-- Provided material start --
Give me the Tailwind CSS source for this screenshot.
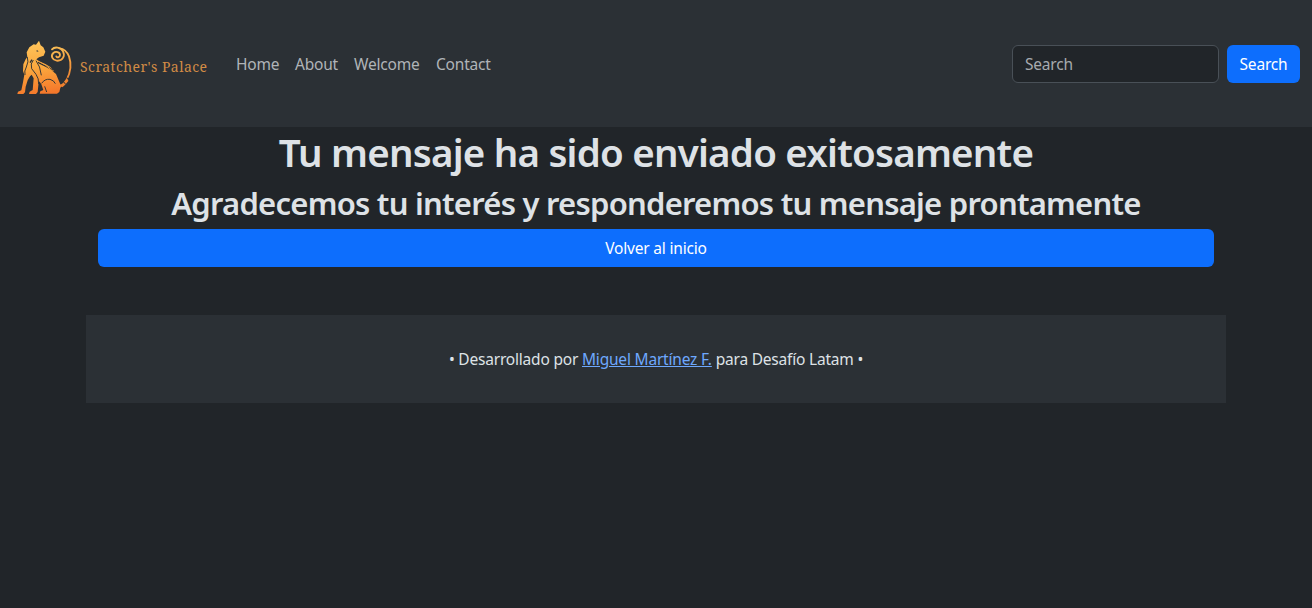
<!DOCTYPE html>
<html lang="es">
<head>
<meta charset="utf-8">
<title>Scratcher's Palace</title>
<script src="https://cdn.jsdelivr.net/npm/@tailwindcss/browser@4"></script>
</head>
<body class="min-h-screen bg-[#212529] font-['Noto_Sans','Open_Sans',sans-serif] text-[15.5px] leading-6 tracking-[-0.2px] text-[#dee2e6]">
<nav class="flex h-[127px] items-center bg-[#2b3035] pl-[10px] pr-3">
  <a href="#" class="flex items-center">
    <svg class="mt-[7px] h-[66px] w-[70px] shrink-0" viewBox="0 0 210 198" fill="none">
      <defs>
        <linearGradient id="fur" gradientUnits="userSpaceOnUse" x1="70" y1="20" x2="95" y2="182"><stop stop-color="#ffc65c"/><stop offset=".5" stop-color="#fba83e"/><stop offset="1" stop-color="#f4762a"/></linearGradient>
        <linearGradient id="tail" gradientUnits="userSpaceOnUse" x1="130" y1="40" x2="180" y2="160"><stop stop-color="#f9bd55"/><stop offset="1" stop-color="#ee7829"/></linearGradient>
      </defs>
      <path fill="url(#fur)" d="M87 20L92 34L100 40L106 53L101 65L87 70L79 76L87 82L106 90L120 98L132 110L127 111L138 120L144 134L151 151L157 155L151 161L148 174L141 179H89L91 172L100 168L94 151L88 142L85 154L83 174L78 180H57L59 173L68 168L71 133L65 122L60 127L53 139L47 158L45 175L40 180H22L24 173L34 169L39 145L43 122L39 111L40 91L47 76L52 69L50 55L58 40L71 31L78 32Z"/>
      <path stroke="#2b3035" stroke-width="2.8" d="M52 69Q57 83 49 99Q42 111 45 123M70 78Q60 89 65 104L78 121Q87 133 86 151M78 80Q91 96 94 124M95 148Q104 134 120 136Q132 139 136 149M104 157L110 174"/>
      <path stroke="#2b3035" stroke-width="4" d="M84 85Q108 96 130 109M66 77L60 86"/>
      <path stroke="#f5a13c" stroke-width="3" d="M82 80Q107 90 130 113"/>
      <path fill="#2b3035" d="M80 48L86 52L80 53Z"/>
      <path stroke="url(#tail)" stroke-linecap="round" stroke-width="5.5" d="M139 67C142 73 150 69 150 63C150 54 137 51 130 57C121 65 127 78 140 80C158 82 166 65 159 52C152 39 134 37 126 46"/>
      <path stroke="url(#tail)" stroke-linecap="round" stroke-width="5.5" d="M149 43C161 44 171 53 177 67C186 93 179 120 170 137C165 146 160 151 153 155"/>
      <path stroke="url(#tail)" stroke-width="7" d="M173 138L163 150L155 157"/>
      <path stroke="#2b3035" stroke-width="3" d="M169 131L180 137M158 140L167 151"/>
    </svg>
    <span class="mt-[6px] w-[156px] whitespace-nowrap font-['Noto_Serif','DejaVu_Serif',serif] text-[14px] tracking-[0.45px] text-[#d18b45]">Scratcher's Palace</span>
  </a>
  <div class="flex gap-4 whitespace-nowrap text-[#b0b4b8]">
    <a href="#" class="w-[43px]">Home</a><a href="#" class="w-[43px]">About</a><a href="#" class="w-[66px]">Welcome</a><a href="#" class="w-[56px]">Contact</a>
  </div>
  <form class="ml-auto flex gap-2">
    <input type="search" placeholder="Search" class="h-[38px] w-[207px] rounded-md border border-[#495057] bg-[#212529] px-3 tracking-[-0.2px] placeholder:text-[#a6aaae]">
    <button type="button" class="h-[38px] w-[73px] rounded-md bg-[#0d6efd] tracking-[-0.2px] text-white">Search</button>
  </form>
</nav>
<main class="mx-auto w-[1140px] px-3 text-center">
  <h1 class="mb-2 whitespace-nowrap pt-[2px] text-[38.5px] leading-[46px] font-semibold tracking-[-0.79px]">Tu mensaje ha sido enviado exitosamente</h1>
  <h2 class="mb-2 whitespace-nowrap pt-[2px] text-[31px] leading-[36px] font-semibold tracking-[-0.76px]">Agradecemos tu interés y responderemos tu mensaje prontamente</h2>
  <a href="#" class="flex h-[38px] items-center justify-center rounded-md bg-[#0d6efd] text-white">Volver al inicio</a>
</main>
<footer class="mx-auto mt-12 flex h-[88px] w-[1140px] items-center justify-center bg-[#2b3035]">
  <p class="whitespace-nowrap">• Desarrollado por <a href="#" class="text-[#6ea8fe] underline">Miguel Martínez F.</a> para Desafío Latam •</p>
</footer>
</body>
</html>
-- Provided material end --
Challenge — Give every line back word for word and leave the pictures out.

Final answer —
Give me the Tailwind CSS source for this screenshot.
<!DOCTYPE html>
<html lang="es">
<head>
<meta charset="utf-8">
<title>Scratcher's Palace</title>
<script src="https://cdn.jsdelivr.net/npm/@tailwindcss/browser@4"></script>
</head>
<body class="min-h-screen bg-[#212529] font-['Noto_Sans','Open_Sans',sans-serif] text-[15.5px] leading-6 tracking-[-0.2px] text-[#dee2e6]">
<nav class="flex h-[127px] items-center bg-[#2b3035] pl-[10px] pr-3">
  <a href="#" class="flex items-center">
    <svg class="mt-[7px] h-[66px] w-[70px] shrink-0" viewBox="0 0 210 198" fill="none">
      <defs>
        <linearGradient id="fur" gradientUnits="userSpaceOnUse" x1="70" y1="20" x2="95" y2="182"><stop stop-color="#ffc65c"/><stop offset=".5" stop-color="#fba83e"/><stop offset="1" stop-color="#f4762a"/></linearGradient>
        <linearGradient id="tail" gradientUnits="userSpaceOnUse" x1="130" y1="40" x2="180" y2="160"><stop stop-color="#f9bd55"/><stop offset="1" stop-color="#ee7829"/></linearGradient>
      </defs>
      <path fill="url(#fur)" d="M87 20L92 34L100 40L106 53L101 65L87 70L79 76L87 82L106 90L120 98L132 110L127 111L138 120L144 134L151 151L157 155L151 161L148 174L141 179H89L91 172L100 168L94 151L88 142L85 154L83 174L78 180H57L59 173L68 168L71 133L65 122L60 127L53 139L47 158L45 175L40 180H22L24 173L34 169L39 145L43 122L39 111L40 91L47 76L52 69L50 55L58 40L71 31L78 32Z"/>
      <path stroke="#2b3035" stroke-width="2.8" d="M52 69Q57 83 49 99Q42 111 45 123M70 78Q60 89 65 104L78 121Q87 133 86 151M78 80Q91 96 94 124M95 148Q104 134 120 136Q132 139 136 149M104 157L110 174"/>
      <path stroke="#2b3035" stroke-width="4" d="M84 85Q108 96 130 109M66 77L60 86"/>
      <path stroke="#f5a13c" stroke-width="3" d="M82 80Q107 90 130 113"/>
      <path fill="#2b3035" d="M80 48L86 52L80 53Z"/>
      <path stroke="url(#tail)" stroke-linecap="round" stroke-width="5.5" d="M139 67C142 73 150 69 150 63C150 54 137 51 130 57C121 65 127 78 140 80C158 82 166 65 159 52C152 39 134 37 126 46"/>
      <path stroke="url(#tail)" stroke-linecap="round" stroke-width="5.5" d="M149 43C161 44 171 53 177 67C186 93 179 120 170 137C165 146 160 151 153 155"/>
      <path stroke="url(#tail)" stroke-width="7" d="M173 138L163 150L155 157"/>
      <path stroke="#2b3035" stroke-width="3" d="M169 131L180 137M158 140L167 151"/>
    </svg>
    <span class="mt-[6px] w-[156px] whitespace-nowrap font-['Noto_Serif','DejaVu_Serif',serif] text-[14px] tracking-[0.45px] text-[#d18b45]">Scratcher's Palace</span>
  </a>
  <div class="flex gap-4 whitespace-nowrap text-[#b0b4b8]">
    <a href="#" class="w-[43px]">Home</a><a href="#" class="w-[43px]">About</a><a href="#" class="w-[66px]">Welcome</a><a href="#" class="w-[56px]">Contact</a>
  </div>
  <form class="ml-auto flex gap-2">
    <input type="search" placeholder="Search" class="h-[38px] w-[207px] rounded-md border border-[#495057] bg-[#212529] px-3 tracking-[-0.2px] placeholder:text-[#a6aaae]">
    <button type="button" class="h-[38px] w-[73px] rounded-md bg-[#0d6efd] tracking-[-0.2px] text-white">Search</button>
  </form>
</nav>
<main class="mx-auto w-[1140px] px-3 text-center">
  <h1 class="mb-2 whitespace-nowrap pt-[2px] text-[38.5px] leading-[46px] font-semibold tracking-[-0.79px]">Tu mensaje ha sido enviado exitosamente</h1>
  <h2 class="mb-2 whitespace-nowrap pt-[2px] text-[31px] leading-[36px] font-semibold tracking-[-0.76px]">Agradecemos tu interés y responderemos tu mensaje prontamente</h2>
  <a href="#" class="flex h-[38px] items-center justify-center rounded-md bg-[#0d6efd] text-white">Volver al inicio</a>
</main>
<footer class="mx-auto mt-12 flex h-[88px] w-[1140px] items-center justify-center bg-[#2b3035]">
  <p class="whitespace-nowrap">• Desarrollado por <a href="#" class="text-[#6ea8fe] underline">Miguel Martínez F.</a> para Desafío Latam •</p>
</footer>
</body>
</html>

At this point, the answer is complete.